|Prime Minister of the Hellenic State|
30 April 1941 – 2 December 1942
|Preceded by||Office established|
|Succeeded by||Konstantinos Logothetopoulos|
|Died||22 May 1948 (aged 62)|
|Allegiance||Kingdom of Greece(until 1924) Second Hellenic Republic(1924-1935) Kingdom of Greece(1935-1941)|
|Battles/wars||First Balkan WarSecond Balkan WarWorld War IGreco-Turkish WarBattle of Greece|
Georgios Tsolakoglou (Greek: Γεώργιος Τσολάκογλου; April 1886 – 22 May 1948) was a Greek military officer who became the first Prime Minister of the Greek collaborationist government during the Axis occupation in 1941-1942.
As an officer in the Hellenic Army, he participated in the Balkan Wars, the First World War, the 1919 Allied expedition to the Ukraine and the Asia Minor Campaign. With the rank of Lt. General, he led III Army Corps in the Greco-Italian War. After the German invasion and capture of Thessaloniki on 9 April 1941, the withdrawal of the Hellenic Army from Northern Epirus was belatedly ordered on 12 April. The German motorized units, however, succeeded in reaching the vital Metsovon Pass on 18 April, overcame local Greek resistance and captured Ioannina on the following day, thereby effectively cutting off the Hellenic Army.
When the hopelessness of resistance became apparent, Tsolakoglou, along with several other senior generals began considering surrendering to the Germans. Thus, on 20 April, with the cooperation of the commanders of I Corps, Lt. Gen. Panagiotis Demestichas and II Corps, Lt. Gen. Georgios Bakos, and the metropolitan of Ioannina, Spyridon, he relieved and replaced Lt. Gen. Ioanis Pitsikas, the commander of the Army of Epirus. He immediately sent messengers to the Germans proposing surrender, and on the same day signed a surrender protocol with the commander of the Leibstandarte SS Adolf Hitler brigade, Sepp Dietrich. Despite urgent orders by Greek Commander-in-chief Alexandros Papagos, that he be relieved and resistance continued to the last, the next day, at Larissa, the surrender was formalized, with Tsolakolglou signing the unconditional surrender of the Hellenic Army to the Germans. The protocol made - deliberately - no reference to the other invading Axis partner, Italy, whom the Greeks considered to have defeated and wished to, in the words of John Keegan, "...deny the Italians the satisfaction of a victory they had not earned...". However, at Benito Mussolini's insistence, the surrender ceremony was repeated a third time to include Italian representatives on 23 April.

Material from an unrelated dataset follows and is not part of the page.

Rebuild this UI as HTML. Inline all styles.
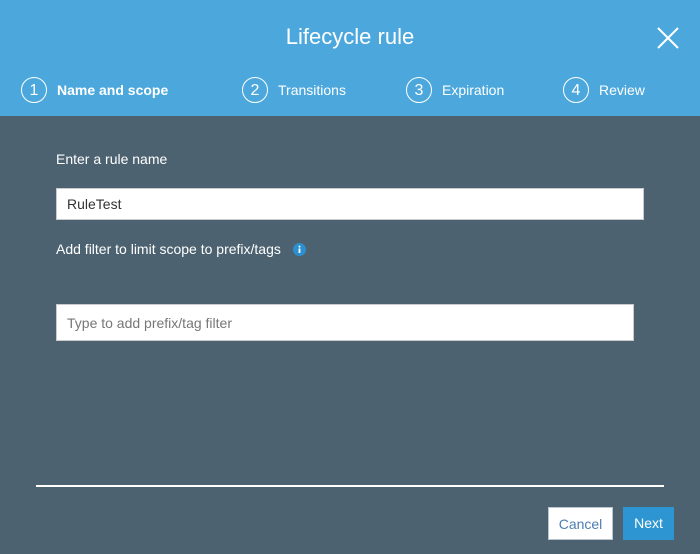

Tsolakoglou himself wrote in his memoirs: "I found myself before a historic dilemma: To allow the fight to continue and have a holocaust or, obeying the pleas of the Army's commanders, to assume the initiative of surrendering.... Having made my decision to dare, I did not consider responsibilities.... Until today I have not regretted my actions. On the contrary, I feel proud."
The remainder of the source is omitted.